Les Marquises du coup font figure de terre promise et je fantasme dessus un peu plus qu’il n’est bon pour ma santé mentale. Mais à quoi d’autre occuper les journées? Seuls les repas et les quarts brisent un peu la monotonie. 
J’imagine qu’il y a un stade en mer, comme pour le Camino, où on ne désire plus arriver à l’escale, où la navigation se suffit à elle-même. Des gens comme Moitessier capables de passer plus de dix mois en mer, par exemple, ou ces courses autour du globe. Une chose est sûre, c’est un stade que je n’ai pas encore atteind et que je ne suis pas sûr de vouloir jamais atteindre.
Les Marquises... En cherchant dans mon souvenir, je m’aperçois qu’il y a très longtemps que j’en ai entendu parler. Quand j’étais enfant, dix ans à peine et que je commençais une collection de timbres. Mon père m’avait donné quelque uns des siens qu’il avait en double, en particulier une série de tableaux de maitres français. Renoir, Dufy, Chagall, Manet, Gauguin. De part leur petite taille, le tableau de Gauguin était celui qui me parlait le plus. Le dessin clair, les couleurs vives, il aurait pu sortir d’une bande dessinée.
Le titre dans le catalogue était «Le Chien Rouge» mais je voulais m’appliquer comme  j’avias vu faire mon père, alors je regardais les timbres à la loupe et Gauguin lui-même avait écrit en bas: Arearea.
Un très joli nom, un nom des Îles. On peut le fredonner, le chuchoter, le retourner en anagrame sans qu’il perde sa saveur. Maintenant qu’il ne me reste plus que dix jours jusqu’aux Marquises, je m’aperçois que je n’en connais pas la signification, que je n’ai jamais cherché à la connaitre, comme si ce nom se suffisait en soi, ayant sa musique propre...

jeudi 2 juin 2011

Océan Pacifique

Ce qui me sauve, ce sont les quart de nuit. La nuit montante ne se lève pas avant minuit et il y a autant d’étoiles dans le ciel que de poissons dans la mer. Comme notre course est à l’Ouest, je règle mon cap en cadrant Canopus sur la gauche du mat.
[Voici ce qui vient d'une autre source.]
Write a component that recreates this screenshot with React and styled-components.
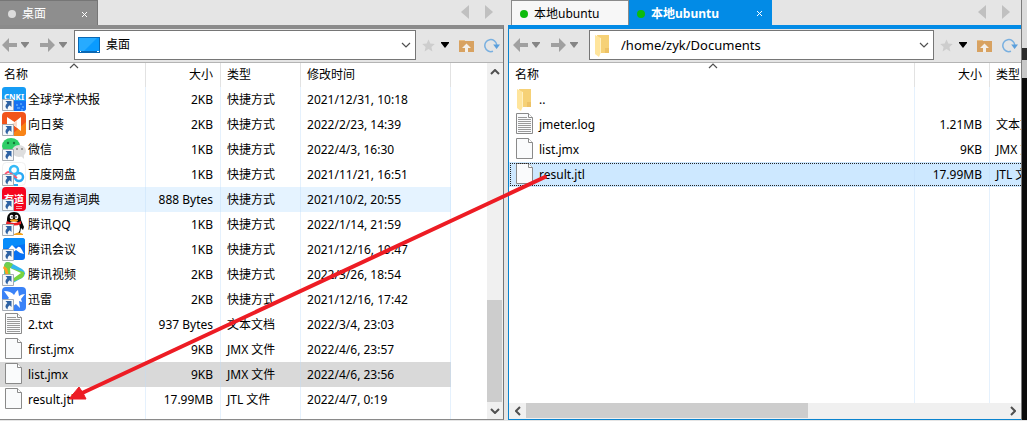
import React from "react";
import styled, { createGlobalStyle, css } from "styled-components";

const GlobalStyle = createGlobalStyle`
  * { box-sizing: border-box; }
  body {
    margin: 0;
    background: #e5e5e5;
    color: #000;
    font: 12px/16px "Noto Sans", "Noto Sans CJK SC", sans-serif;
  }
  button, select { font: inherit; color: inherit; }
  svg { display: block; }
`;

const Page = styled.main`
  position: relative;
  display: grid;
  grid-template-columns: minmax(0, 506fr) minmax(0, 515fr) 2px;
  column-gap: 4px;
  min-height: 100vh;
  padding-bottom: 1px;
  overflow: hidden;
`;

const Pane = styled.section`
  display: flex;
  flex-direction: column;
  min-width: 0;
`;

const WindowEdge = styled.div`
  margin-left: -4px;
  border-left: 1px solid #7c7c7c;
  background: linear-gradient(#dcdcdc 48px, #2b2b2b 48px 60px, #c8c8c8 60px 78px, #0b0b0b 78px);
`;

const TabBar = styled.div`
  display: flex;
  height: 25px;
  padding-left: ${(p) => (p.$remote ? 3 : 0)}px;
`;

const tabLooks = {
  local: css`
    background: #8e8e8e;
    color: #fff;
    border: solid #767676;
    border-width: 1px 1px 0 0;
  `,
  idle: css`
    background: #f7f7f7;
    border: solid #8a8a8a;
    border-width: 1px 1px 0 1px;
  `,
  active: css`
    background: #028be6;
    color: #fff;
    font-weight: 700;
  `,
};

const Tab = styled.div`
  display: flex;
  align-items: center;
  flex: 0 0 ${(p) => p.$width}px;
  padding: 2px 8px 0 8px;
  ${(p) => tabLooks[p.$look]}
`;

const Dot = styled.span`
  width: 8px;
  height: 8px;
  margin-right: 6px;
  border-radius: 50%;
  background: ${(p) => (p.$online ? "#0dbb0d" : "#dcdcdc")};
`;

const PlainButton = styled.button`
  display: grid;
  place-items: center;
  flex: none;
  padding: 0;
  border: 0;
  background: none;
`;

const CloseButton = styled(PlainButton)`
  width: 10px;
  height: 16px;
  margin-left: auto;
`;

const TabScroll = styled.div`
  display: flex;
  gap: 14px;
  margin-left: auto;
  padding: 0 10px 1px 0;
`;

const PaneBody = styled.div`
  display: flex;
  flex-direction: column;
  flex: 1;
  border-style: solid;
  ${(p) =>
    p.$remote
      ? css`border-color: #028be6 #0a84cf #0a84cf; border-width: 4px 0 1px 1px;`
      : css`border-color: #8b8b8b #767676 #8a8a8a; border-width: 4px 1px 1px 0;`}
`;

const Toolbar = styled.div`
  display: flex;
  align-items: center;
  height: 34px;
  padding: 0 ${(p) => (p.$remote ? 3 : 3)}px 1px 2px;
  padding-left: ${(p) => (p.$remote ? 4 : 2)}px;
  border-bottom: 1px solid #b4b4b4;
`;

const History = styled.div`
  display: flex;
  align-items: center;
  gap: 4px;
  width: 38px;
`;

const Location = styled.label`
  display: flex;
  align-items: center;
  flex: 1;
  min-width: 0;
  height: 30px;
  margin: 0 6px 0 ${(p) => (p.$remote ? 0 : -4)}px;
  padding: 0 4px 0 3px;
  border: 1px solid #767676;
  background: #fff;
`;

const LocationSelect = styled.select`
  flex: 1;
  min-width: 0;
  margin-left: 6px;
  appearance: none;
  border: 0;
  padding: 0;
  outline: none;
  background: none;
  font-size: ${(p) => (p.$remote ? 13 : 12)}px;
`;

const Tools = styled.div`
  display: flex;
  align-items: center;
`;

const Content = styled.div`
  display: flex;
  flex-direction: ${(p) => (p.$remote ? "column" : "row")};
  flex: 1;
  min-height: 0;
  background: #fff;
`;

const ListArea = styled.div`
  flex: 1;
  min-width: 0;
  display: flex;
  padding-right: ${(p) => (p.$remote ? 0 : 36)}px;
  overflow: hidden;
`;

const FileTable = styled.table`
  flex: none;
  width: ${(p) => (p.$remote ? "calc(100% + 49px)" : "100%")};
  table-layout: fixed;
  border-collapse: separate;
  border-spacing: 0;
`;

const HeadCell = styled.th`
  position: relative;
  height: 24px;
  padding: 0 7px 0 ${(p) => p.$indent || 6}px;
  border-right: 1px solid #e2e2e2;
  font-weight: 400;
  text-align: ${(p) => (p.$right ? "right" : "left")};
  white-space: nowrap;
`;

const SortMark = styled.svg`
  position: absolute;
  top: 0;
  left: 50%;
  margin-left: -4px;
`;

const rowStates = {
  hover: css`background: #e5f3ff;`,
  inactive: css`background: #d9d9d9;`,
  selected: css`
    background: #cde8ff;
    outline: 1px dotted #222;
    outline-offset: -2px;
  `,
};

const Row = styled.tr`
  height: 25px;
  ${(p) => rowStates[p.$state]}
`;

const Cell = styled.td`
  padding: 0 7px 0 6px;
  border-right: 1px solid rgba(190, 220, 250, 0.4);
  text-align: ${(p) => (p.$right ? "right" : "left")};
  white-space: nowrap;
  overflow: hidden;
`;

const NameCell = styled(Cell)`
  padding: 0 0 0 ${(p) => (p.$remote ? 4 : 2)}px;
`;

const FileName = styled.div`
  display: flex;
  align-items: center;
  gap: 2px;
  height: 25px;

  svg { align-self: flex-start; flex: none; }
`;

const ScrollTrack = styled.div`
  display: flex;
  flex-direction: ${(p) => (p.$vertical ? "column" : "row")};
  flex: 0 0 16px;
  background: #f0f0f0;
`;

const ScrollButton = styled(PlainButton)`
  flex: 0 0 17px;
`;

const ScrollThumb = styled.div`
  background: #cdcdcd;
  ${(p) =>
    p.$vertical
      ? css`height: 102px; width: 15px; margin-top: auto;`
      : css`width: 55%; height: 15px; margin-right: auto;`}
`;

const Pointer = styled.svg`
  position: absolute;
  top: 0;
  left: 0;
  pointer-events: none;
`;

/* Icons */

const Cross = () => (
  <svg width="7" height="7" viewBox="0 0 7 7"><path d="M1 1l5 5M6 1L1 6" stroke="#fff" /></svg>
);

const Triangle = ({ flip }) => (
  <svg width="10" height="14" viewBox="0 0 10 14">
    <path d={flip ? "M1 0v14l8-7z" : "M9 0v14L1 7z"} fill="#c0c0c0" />
  </svg>
);

const Arrow = ({ forward }) => (
  <svg width="15" height="14" viewBox="0 0 15 14">
    <path d={forward ? "M15 7L8 0v5H0v4h8v5z" : "M0 7l7-7v5h8v4H7v5z"} fill="#a0a0a0" />
  </svg>
);

const Caret = ({ dark }) => (
  <svg width="8" height="6" viewBox="0 0 8 6"><path d="M0 0h8v1L4 6 0 1z" fill={dark ? "#000" : "#858585"} /></svg>
);

const Chevron = ({ dir, heavy, ...rest }) => {
  const d = { up: "M1 5l4-4 4 4", down: "M1 1l4 4 4-4", left: "M5 1L1 5l4 4", right: "M1 1l4 4-4 4" }[dir];
  const vertical = dir === "up" || dir === "down";
  const w = vertical ? 10 : 6;
  const h = vertical ? 6 : 10;
  return (
    <svg width={w} height={h} viewBox={`0 0 ${w} ${h}`} {...rest}>
      <path d={d} fill="none" stroke="#505050" strokeWidth={heavy ? 2 : 1.2} />
    </svg>
  );
};

const Star = () => (
  <svg width="13" height="13" viewBox="0 0 13 13">
    <path d="M6.500 0.500l1.800 4.100 4.500.4-3.400 3 1 4.500-3.900-2.400-3.900 2.400 1-4.500-3.400-3 4.500-.4z" fill="#cdcdcd" />
  </svg>
);

const FolderUp = () => (
  <svg width="15" height="13" viewBox="0 0 15 13">
    <path d="M0 1h5l1 1h9v11H0z" fill="#d8a261" />
    <path d="M0 1h5l1 1H0z" fill="#e8bd82" />
    <path d="M7.500 4.500L12 9H9v4H6V9H3z" fill="#f4f0ea" />
  </svg>
);

const Refresh = () => (
  <svg width="16" height="15" viewBox="0 0 16 15">
    <path d="M9 13.200A6 6 0 1 1 12.800 7" fill="none" stroke="#79b0e0" strokeWidth="1.500" />
    <path d="M9.200 6.500h6.800l-3.400 4.500z" fill="#5b9fdc" />
  </svg>
);

const Desktop = () => (
  <svg width="22" height="16" viewBox="0 0 22 16">
    <path d="M0 0h22v16H0z" fill="#0a68b4" />
    <path d="M1 1h20v13H1z" fill="#0a9bff" />
    <path d="M1 1h18L6 14H1z" fill="#27abff" />
    <path d="M2 14.500h1M19 14.500h2" stroke="#fff" />
  </svg>
);

const Folder = ({ narrow }) => (
  <svg width={narrow ? 22 : 24} height="24" viewBox={narrow ? "2 0 22 24" : "0 0 24 24"}>
    <path d="M6 2h12v17l-1 1H9z" fill="#f6d176" />
    <path d="M14 15h4v5h-4z" fill="#edc266" />
    <path d="M4 2l6 3v14l-2 5-4-3z" fill="#ffe59c" />
    <path d="M10 5v15H9V5z" fill="#fff0c0" />
  </svg>
);

const Doc = ({ lines }) => (
  <svg width="24" height="24" viewBox="0 0 24 24">
    <path d="M3.500 1.500h12l4 4v16h-16z" fill="#fafbfc" stroke="#8a8a8a" />
    <path d="M15.500 1.500v4h4" fill="#fff" stroke="#8a8a8a" />
    {lines && <path d="M5 5.500h9M5 7.500h13M5 9.500h13M5 11.500h13M5 13.500h13M5 15.500h13M5 17.500h13M5 19.500h13" stroke="#9a9a9a" />}
  </svg>
);

const Shortcut = ({ children }) => (
  <svg width="24" height="24" viewBox="0 0 24 24">
    {children}
    <path d="M.5 12.500h11v11H.5z" fill="#f6f8fa" stroke="#a5abb3" />
    <path d="M3.500 14h6v6L7.700 18.200Q5.300 19.500 5.500 22.500 1.500 19.500 5.300 15.900z" fill="#2e62a3" />
  </svg>
);

const appIcons = {
  cnki: (
    <>
      <rect width="24" height="24" rx="3" fill="#159cf5" />
      <path d="M0 14h24v7q0 3-3 3H3q-3 0-3-3z" fill="#1672f3" />
      <text x="12" y="13" textAnchor="middle" fontSize="8" fontWeight="700" fill="#fff">CNKI</text>
      <path d="M14 18h2M18 17h2M20 20h2M15 21h3M19 23h2" stroke="#7fc5ff" />
    </>
  ),
  sunflower: (
    <>
      <rect width="24" height="24" rx="4" fill="#f2541b" />
      <path d="M24 10v10q0 4-4 4H8z" fill="#f88416" />
      <path d="M5 5l9 6L5 18zM19 5v14l-9-7z" fill="#fff" />
      <path d="M10 12l5-3v6z" fill="#ffd8c4" />
    </>
  ),
  wechat: (
    <>
      <ellipse cx="9" cy="9" rx="9" ry="8" fill="#2fce68" />
      <path d="M3 14l-1 5 5-2z" fill="#2fce68" />
      <ellipse cx="17" cy="14" rx="7" ry="6" fill="#dedede" />
      <path d="M19 19l3 3v-4z" fill="#dedede" />
      <circle cx="6" cy="6" r="1.200" fill="#14783a" /><circle cx="12" cy="6" r="1.200" fill="#14783a" />
      <circle cx="15" cy="12" r="1" fill="#888" /><circle cx="20" cy="12" r="1" fill="#888" />
    </>
  ),
  netdisk: (
    <>
      <rect x=".5" y=".5" width="23" height="23" rx="4" fill="#fff" stroke="#f1f1f1" />
      <circle cx="7" cy="14" r="4" fill="none" stroke="#ff5571" strokeWidth="2" />
      <circle cx="17" cy="15" r="4" fill="none" stroke="#2aa9f5" strokeWidth="2.500" />
      <circle cx="12" cy="8" r="4" fill="none" stroke="#36baf7" strokeWidth="2.500" />
      <path d="M8 11l7 5" stroke="#ff5571" strokeWidth="2" />
      <path d="M10 23h6" stroke="#2aa9f5" strokeWidth="2" />
    </>
  ),
  youdao: (
    <>
      <rect width="24" height="24" rx="4" fill="#f5051f" />
      <text x="12" y="16" textAnchor="middle" fontSize="10" fontWeight="700" fill="#fff">有道</text>
      <path d="M14 19.500h6M14 21.500h6" stroke="#ff9aa5" />
    </>
  ),
  qq: (
    <>
      <path d="M12 0c5 0 7 3 7 8l3 7-1 3-2-2-1 5H5l-1-5 1-8c0-5 2-8 7-8z" fill="#090909" />
      <ellipse cx="12" cy="16" rx="6" ry="7" fill="#fff" />
      <ellipse cx="9.500" cy="5" rx="1.800" ry="2.300" fill="#fff" /><ellipse cx="14.500" cy="5" rx="1.800" ry="2.300" fill="#fff" />
      <circle cx="10" cy="5" r=".8" /><circle cx="14" cy="5" r=".8" />
      <ellipse cx="12" cy="8.500" rx="4" ry="1.200" fill="#f4a31d" />
      <path d="M5 9q7 4 14 0v3q-4 2-9 1.500V17H7v-4l-3-1z" fill="#ee1c24" />
      <path d="M12 22q5-3 9 0v1h-9z" fill="#f4a31d" />
    </>
  ),
  meeting: (
    <>
      <rect x="1" y="1" width="22" height="22" rx="3" fill="#0872f4" />
      <path d="M1 4q0-3 3-3h16q3 0 3 3v3L1 12z" fill="#078cfa" />
      <path d="M2 17l8-9 4 4 2-2q2-1 4 3l2 4q-5-1-8-4-3 3-7 4z" fill="#fff" />
    </>
  ),
  video: (
    <>
      <path d="M2 4q1-6 7-3l11 6q6 4 0 9L9 22q-6 2-7-4z" fill="#35b7f2" />
      <path d="M2 4q1-6 7-3l2 1-8 14z" fill="#72cf4c" />
      <path d="M1 6q4 4 2 12h4V8L2 4z" fill="#ff9e20" />
      <path d="M5 5l17 5q1 3-2 6L8 21z" fill="#79d33e" />
      <path d="M8 6l11 5-10 7z" fill="#fff" />
    </>
  ),
  thunder: (
    <>
      <rect width="24" height="24" rx="4" fill="#3a82f7" />
      <path d="M2 4q7 0 10 4 2-4 4-5l1 6q3-2 6-2l-4 5 1 3-3-1 1 7-4-4-6 4 2-7-7 1 4-4z" fill="#fff" />
    </>
  ),
};

const FileIcon = ({ kind }) => {
  if (kind === "folder") return <Folder />;
  if (kind === "text") return <Doc lines />;
  if (kind === "blank") return <Doc />;
  return <Shortcut>{appIcons[kind]}</Shortcut>;
};

/* Data */

const localFiles = [
  ["cnki", "全球学术快报", "2KB", "快捷方式", "2021/12/31, 10:18"],
  ["sunflower", "向日葵", "2KB", "快捷方式", "2022/2/23, 14:39"],
  ["wechat", "微信", "1KB", "快捷方式", "2022/4/3, 16:30"],
  ["netdisk", "百度网盘", "1KB", "快捷方式", "2021/11/21, 16:51"],
  ["youdao", "网易有道词典", "888 Bytes", "快捷方式", "2021/10/2, 20:55", "hover"],
  ["qq", "腾讯QQ", "1KB", "快捷方式", "2022/1/14, 21:59"],
  ["meeting", "腾讯会议", "1KB", "快捷方式", "2021/12/16, 19:47"],
  ["video", "腾讯视频", "2KB", "快捷方式", "2022/3/26, 18:54"],
  ["thunder", "迅雷", "2KB", "快捷方式", "2021/12/16, 17:42"],
  ["text", "2.txt", "937 Bytes", "文本文档", "2022/3/4, 23:03"],
  ["blank", "first.jmx", "9KB", "JMX 文件", "2022/4/6, 23:57"],
  ["blank", "list.jmx", "9KB", "JMX 文件", "2022/4/6, 23:56", "inactive"],
  ["blank", "result.jtl", "17.99MB", "JTL 文件", "2022/4/7, 0:19"],
];

const remoteFiles = [
  ["folder", "..", "", ""],
  ["text", "jmeter.log", "1.21MB", "文本文档"],
  ["blank", "list.jmx", "9KB", "JMX 文件"],
  ["blank", "result.jtl", "17.99MB", "JTL 文件", null, "selected"],
];

const Navigation = ({ remote, path, icon }) => (
  <Toolbar $remote={remote}>
    <History>
      <PlainButton aria-label="后退"><Arrow /></PlainButton>
      <PlainButton aria-label="后退历史"><Caret /></PlainButton>
    </History>
    <History>
      <PlainButton aria-label="前进"><Arrow forward /></PlainButton>
      <PlainButton aria-label="前进历史"><Caret /></PlainButton>
    </History>
    <Location $remote={remote}>
      {icon}
      <LocationSelect $remote={remote} aria-label="位置" defaultValue={path}>
        <option>{path}</option>
      </LocationSelect>
      <Chevron dir="down" />
    </Location>
    <Tools>
      <PlainButton aria-label="收藏" style={undefined}><Star /></PlainButton>
      <ToolButton aria-label="收藏列表" $gap={6}><Caret dark /></ToolButton>
      <ToolButton aria-label="上级目录" $gap={10}><FolderUp /></ToolButton>
      <ToolButton aria-label="刷新" $gap={10}><Refresh /></ToolButton>
    </Tools>
  </Toolbar>
);

const ToolButton = styled(PlainButton)`
  margin-left: ${(p) => p.$gap}px;
`;

const TabNav = () => (
  <TabScroll>
    <PlainButton aria-label="上一个标签"><Triangle /></PlainButton>
    <PlainButton aria-label="下一个标签"><Triangle flip /></PlainButton>
  </TabScroll>
);

const Files = ({ remote, files }) => (
  <ListArea $remote={remote}>
    <FileTable $remote={remote}>
      <colgroup>
        <col />
        <col width="75" />
        <col width="80" />
        {!remote && <col width="150" />}
      </colgroup>
      <thead>
        <tr>
          <HeadCell $indent={remote ? 6 : 4}>
            名称
            <SortMark as={Chevron} dir="up" style={undefined} />
            <SortHolder><Chevron dir="up" /></SortHolder>
          </HeadCell>
          <HeadCell $right>大小</HeadCell>
          <HeadCell>类型</HeadCell>
          {!remote && <HeadCell>修改时间</HeadCell>}
        </tr>
      </thead>
      <tbody>
        {files.map(([icon, name, size, type, date, state]) => (
          <Row key={name} $state={state}>
            <NameCell $remote={remote}><FileName><FileIcon kind={icon} />{name}</FileName></NameCell>
            <Cell $right>{size}</Cell>
            <Cell>{type}</Cell>
            {!remote && <Cell>{date}</Cell>}
          </Row>
        ))}
        <tr>
          <Cell /><Cell /><Cell />{!remote && <Cell />}
        </tr>
      </tbody>
    </FileTable>
  </ListArea>
);

const SortHolder = styled.span`
  display: none;
`;

export default function App() {
  return (
    <>
      <GlobalStyle />
      <Page>
        <Pane>
          <TabBar>
            <Tab $look="local" $width={98}>
              <Dot />桌面<CloseButton aria-label="关闭"><Cross /></CloseButton>
            </Tab>
            <TabNav />
          </TabBar>
          <PaneBody>
            <Navigation path="桌面" icon={<Desktop />} />
            <Content>
              <Files files={localFiles} />
              <ScrollTrack $vertical>
                <ScrollButton aria-label="向上滚动"><Chevron dir="up" heavy /></ScrollButton>
                <ScrollThumb $vertical />
                <ScrollButton aria-label="向下滚动"><Chevron dir="down" heavy /></ScrollButton>
              </ScrollTrack>
            </Content>
          </PaneBody>
        </Pane>
        <Pane>
          <TabBar $remote>
            <Tab $look="idle" $width={118}><Dot $online />本地ubuntu</Tab>
            <Tab $look="active" $width={143}>
              <Dot $online />本地ubuntu<CloseButton aria-label="关闭"><Cross /></CloseButton>
            </Tab>
            <TabNav />
          </TabBar>
          <PaneBody $remote>
            <Navigation remote path="/home/zyk/Documents" icon={<Folder narrow />} />
            <Content $remote>
              <Files remote files={remoteFiles} />
              <ScrollTrack>
                <ScrollButton aria-label="向左滚动"><Chevron dir="left" heavy /></ScrollButton>
                <ScrollThumb />
                <ScrollButton aria-label="向右滚动"><Chevron dir="right" heavy /></ScrollButton>
              </ScrollTrack>
            </Content>
          </PaneBody>
        </Pane>
        <WindowEdge />
        <Pointer width="560" height="410" viewBox="0 0 560 410" aria-hidden="true">
          <path d="M545 177L80 394" stroke="#ed1c24" strokeWidth="4" strokeLinecap="round" />
          <path d="M69 399l10-12 4 6 3 6z" fill="#ed1c24" stroke="#ed1c24" strokeLinejoin="round" />
        </Pointer>
      </Page>
    </>
  );
}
Une étoile qui brille comme un diamant, scintillant de beaux reflets bleus et rouges, la seule de son intensité dans cette direction. Prises entre les haubans se trouvent la Croix du Sud à ma gauche, qui pour moi ressemble à un cerf-volant, et la Grande Ourse à ma droite, que je préfère nommer le chariot. Plus la soirée s’avance et plus le cerf-volant descend vers la mer tandis que l’attelage du chariot monte vers le zénith. Canopus disparait peu à peu alors que derrière moi une lune orange commence à pointer, faisant pâlir les étoiles quand elle gagne en intensité. 
Depuis quelques jours, faute d’électricité, il faut barrer pendant les quarts de nuit. Et je me sens ridiculement fier, pauvre marin d’eau douce, de pouvoir ainsi barrer en ne m’aidant que du ciel et du vent. L’équipage dort et je me sens le gardien de leur sommeil, cherchant le rythme et la fluidité. J’ai le sentiment d’être seul au monde. La seule conscience éveillée. Je me tiens debout, jambes écartées, le ventre vers l’avant, sentant les frémissements du bateau sous mes pieds nus, caressant la barre de deux doigts, attendant le roulis qui me fera la tourner sans le moindre effort, attentif aux voiles, attentif au vent, souriant de ces sensations qui vont bien au-delà de ma personne, ne pensant à rien, ne désirant rien, totalement ancré dans le présent.
Là est la jouissance. Le vent a baissé, la mer s’est lissée. Une large houle fait monter et descendre le bateau comme s’il était posé sur la poitrine d’un géant endormi. L’air humide caresse et console. La mâture tendrement gémit. Les vagues bruissent, chuchotantes, allumant cette mouvante noirceur de leurs faibles lueurs blanches. Au-dessus de ma tête,  dans son infini silence, l’Univers enfin se montre dans toute sa gloire. Ô, la nuit océane!